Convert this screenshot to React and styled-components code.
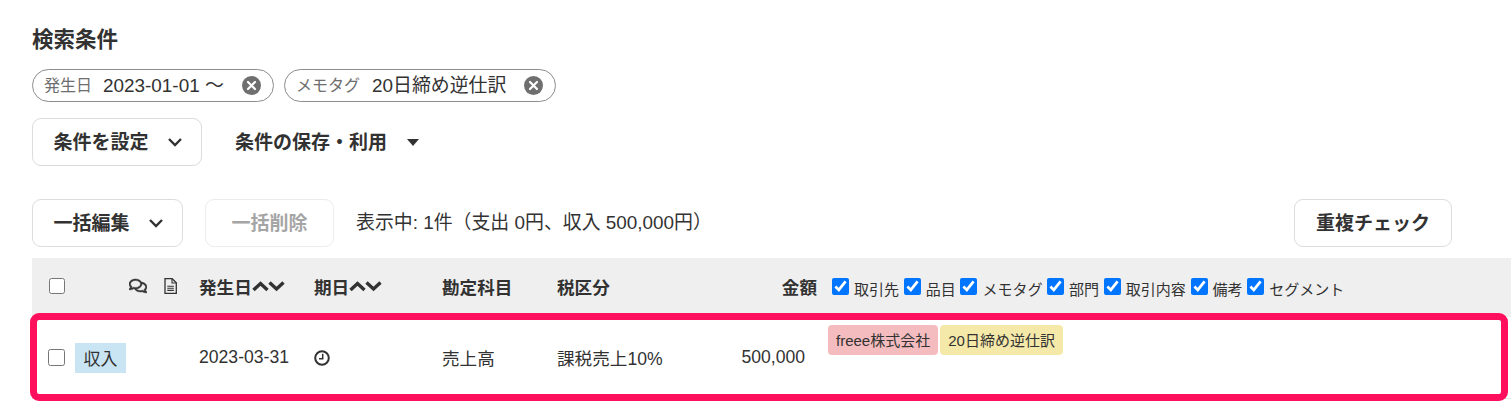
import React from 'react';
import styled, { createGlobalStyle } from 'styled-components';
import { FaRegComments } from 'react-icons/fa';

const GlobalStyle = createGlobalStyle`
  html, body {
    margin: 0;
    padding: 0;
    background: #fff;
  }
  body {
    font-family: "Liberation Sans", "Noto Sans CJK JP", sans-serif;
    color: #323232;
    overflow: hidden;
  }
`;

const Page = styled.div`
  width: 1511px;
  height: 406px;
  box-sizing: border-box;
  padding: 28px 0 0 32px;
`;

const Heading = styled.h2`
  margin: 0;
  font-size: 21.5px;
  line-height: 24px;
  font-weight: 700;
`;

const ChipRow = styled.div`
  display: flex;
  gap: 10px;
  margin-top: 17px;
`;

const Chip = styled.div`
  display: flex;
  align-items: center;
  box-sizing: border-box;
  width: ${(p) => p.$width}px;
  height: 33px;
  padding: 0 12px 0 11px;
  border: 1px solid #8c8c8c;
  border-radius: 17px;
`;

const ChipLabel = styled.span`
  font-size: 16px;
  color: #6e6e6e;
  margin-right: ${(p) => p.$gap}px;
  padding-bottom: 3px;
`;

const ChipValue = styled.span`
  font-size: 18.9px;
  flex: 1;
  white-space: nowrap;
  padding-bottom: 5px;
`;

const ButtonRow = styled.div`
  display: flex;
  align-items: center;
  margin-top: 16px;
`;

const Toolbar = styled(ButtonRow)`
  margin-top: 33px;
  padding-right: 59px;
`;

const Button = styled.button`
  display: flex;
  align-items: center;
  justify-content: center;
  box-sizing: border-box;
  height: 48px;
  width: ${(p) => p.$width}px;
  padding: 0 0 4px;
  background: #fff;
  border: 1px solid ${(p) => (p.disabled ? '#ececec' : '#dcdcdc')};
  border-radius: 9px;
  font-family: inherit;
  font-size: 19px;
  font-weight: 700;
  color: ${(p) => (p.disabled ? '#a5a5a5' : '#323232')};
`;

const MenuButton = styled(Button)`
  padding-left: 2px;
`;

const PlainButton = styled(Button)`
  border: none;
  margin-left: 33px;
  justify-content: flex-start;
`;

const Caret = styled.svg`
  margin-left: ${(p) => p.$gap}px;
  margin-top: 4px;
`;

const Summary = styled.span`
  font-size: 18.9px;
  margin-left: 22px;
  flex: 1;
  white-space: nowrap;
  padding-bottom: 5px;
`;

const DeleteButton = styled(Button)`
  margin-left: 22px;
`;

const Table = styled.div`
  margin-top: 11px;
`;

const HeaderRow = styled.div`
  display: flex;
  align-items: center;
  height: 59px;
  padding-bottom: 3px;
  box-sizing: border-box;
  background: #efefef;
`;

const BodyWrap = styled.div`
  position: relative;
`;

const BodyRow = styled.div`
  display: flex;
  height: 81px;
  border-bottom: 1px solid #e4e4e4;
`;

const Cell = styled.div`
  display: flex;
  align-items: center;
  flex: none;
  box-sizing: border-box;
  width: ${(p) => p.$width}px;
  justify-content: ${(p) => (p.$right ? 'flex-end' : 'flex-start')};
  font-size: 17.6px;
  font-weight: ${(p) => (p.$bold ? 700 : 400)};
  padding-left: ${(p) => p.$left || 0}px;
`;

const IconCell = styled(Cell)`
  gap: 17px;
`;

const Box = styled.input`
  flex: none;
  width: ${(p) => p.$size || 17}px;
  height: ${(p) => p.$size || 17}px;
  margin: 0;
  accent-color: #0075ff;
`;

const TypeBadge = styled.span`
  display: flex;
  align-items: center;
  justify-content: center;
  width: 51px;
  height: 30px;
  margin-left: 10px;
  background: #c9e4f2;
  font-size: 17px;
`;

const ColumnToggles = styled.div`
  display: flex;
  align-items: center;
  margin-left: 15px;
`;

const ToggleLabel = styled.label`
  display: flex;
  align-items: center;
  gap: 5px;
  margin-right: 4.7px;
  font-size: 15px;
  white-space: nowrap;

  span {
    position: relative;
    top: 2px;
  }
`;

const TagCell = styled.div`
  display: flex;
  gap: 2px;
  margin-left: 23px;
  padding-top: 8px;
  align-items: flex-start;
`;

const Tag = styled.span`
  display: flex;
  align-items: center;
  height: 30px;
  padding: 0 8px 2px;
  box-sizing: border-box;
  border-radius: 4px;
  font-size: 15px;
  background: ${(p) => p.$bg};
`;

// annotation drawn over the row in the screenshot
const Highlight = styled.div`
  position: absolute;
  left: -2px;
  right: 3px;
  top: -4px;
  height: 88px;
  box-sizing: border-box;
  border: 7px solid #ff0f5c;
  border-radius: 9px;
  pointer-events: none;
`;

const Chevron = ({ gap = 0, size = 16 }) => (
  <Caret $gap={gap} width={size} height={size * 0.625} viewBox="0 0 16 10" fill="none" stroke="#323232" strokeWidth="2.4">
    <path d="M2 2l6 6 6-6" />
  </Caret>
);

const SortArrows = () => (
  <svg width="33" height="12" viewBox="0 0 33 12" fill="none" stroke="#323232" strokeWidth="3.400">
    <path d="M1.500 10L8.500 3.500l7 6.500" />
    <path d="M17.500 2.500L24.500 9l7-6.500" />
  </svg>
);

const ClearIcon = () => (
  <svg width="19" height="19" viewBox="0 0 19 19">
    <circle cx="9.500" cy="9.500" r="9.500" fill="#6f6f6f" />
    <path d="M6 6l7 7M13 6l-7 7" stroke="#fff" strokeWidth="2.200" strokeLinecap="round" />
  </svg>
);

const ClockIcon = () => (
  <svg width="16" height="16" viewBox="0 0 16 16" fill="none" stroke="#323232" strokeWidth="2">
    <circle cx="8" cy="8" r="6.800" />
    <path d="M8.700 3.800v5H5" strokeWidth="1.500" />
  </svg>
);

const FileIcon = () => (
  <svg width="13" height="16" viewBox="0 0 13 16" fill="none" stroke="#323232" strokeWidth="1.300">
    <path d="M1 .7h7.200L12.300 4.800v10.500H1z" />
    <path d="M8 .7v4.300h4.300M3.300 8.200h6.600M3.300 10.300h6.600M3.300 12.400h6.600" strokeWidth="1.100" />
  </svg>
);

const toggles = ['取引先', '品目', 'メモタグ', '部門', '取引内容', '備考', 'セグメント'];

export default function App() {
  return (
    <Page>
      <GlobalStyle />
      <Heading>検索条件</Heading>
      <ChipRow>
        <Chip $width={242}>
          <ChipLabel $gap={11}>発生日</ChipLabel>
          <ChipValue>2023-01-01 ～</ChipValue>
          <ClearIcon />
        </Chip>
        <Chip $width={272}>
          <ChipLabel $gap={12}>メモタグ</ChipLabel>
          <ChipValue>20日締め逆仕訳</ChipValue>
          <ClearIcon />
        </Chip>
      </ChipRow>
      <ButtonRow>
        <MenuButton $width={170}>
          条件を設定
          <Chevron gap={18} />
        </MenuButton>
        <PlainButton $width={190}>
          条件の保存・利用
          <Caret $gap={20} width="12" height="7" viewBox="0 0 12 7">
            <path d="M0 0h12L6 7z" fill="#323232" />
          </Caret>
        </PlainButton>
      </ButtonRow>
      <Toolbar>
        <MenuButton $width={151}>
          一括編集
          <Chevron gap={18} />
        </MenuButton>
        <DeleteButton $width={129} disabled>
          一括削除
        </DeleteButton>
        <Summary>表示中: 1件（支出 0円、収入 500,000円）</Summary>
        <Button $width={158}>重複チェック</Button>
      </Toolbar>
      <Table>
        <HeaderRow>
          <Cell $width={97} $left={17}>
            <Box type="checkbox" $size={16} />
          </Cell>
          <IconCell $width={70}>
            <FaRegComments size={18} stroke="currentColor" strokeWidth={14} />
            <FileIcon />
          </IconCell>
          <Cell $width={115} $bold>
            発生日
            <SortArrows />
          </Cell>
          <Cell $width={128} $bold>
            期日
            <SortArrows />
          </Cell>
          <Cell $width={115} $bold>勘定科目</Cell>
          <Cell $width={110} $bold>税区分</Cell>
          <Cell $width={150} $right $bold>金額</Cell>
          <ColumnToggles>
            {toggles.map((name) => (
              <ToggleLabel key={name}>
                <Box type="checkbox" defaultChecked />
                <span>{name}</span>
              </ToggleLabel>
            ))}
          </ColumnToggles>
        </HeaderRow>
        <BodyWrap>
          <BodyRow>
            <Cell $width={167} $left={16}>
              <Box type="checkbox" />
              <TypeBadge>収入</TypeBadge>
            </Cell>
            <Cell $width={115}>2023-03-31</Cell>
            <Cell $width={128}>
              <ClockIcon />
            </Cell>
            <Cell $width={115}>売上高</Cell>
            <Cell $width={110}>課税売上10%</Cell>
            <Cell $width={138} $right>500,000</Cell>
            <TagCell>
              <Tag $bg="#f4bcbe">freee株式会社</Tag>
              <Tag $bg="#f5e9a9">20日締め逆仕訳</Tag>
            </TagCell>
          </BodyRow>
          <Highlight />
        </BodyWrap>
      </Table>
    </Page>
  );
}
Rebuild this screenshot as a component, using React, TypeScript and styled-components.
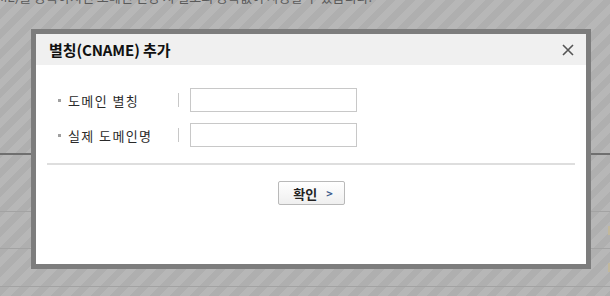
------------------------------------------------
§ Task description: Make a list of all lines in the data that contain "screenshot".

§ Exercise solution:
Convert this screenshot to React and styled-components code.
// annotation drawn over the row in the screenshot
Rebuild this screenshot as a component, using React, TypeScript and styled-components.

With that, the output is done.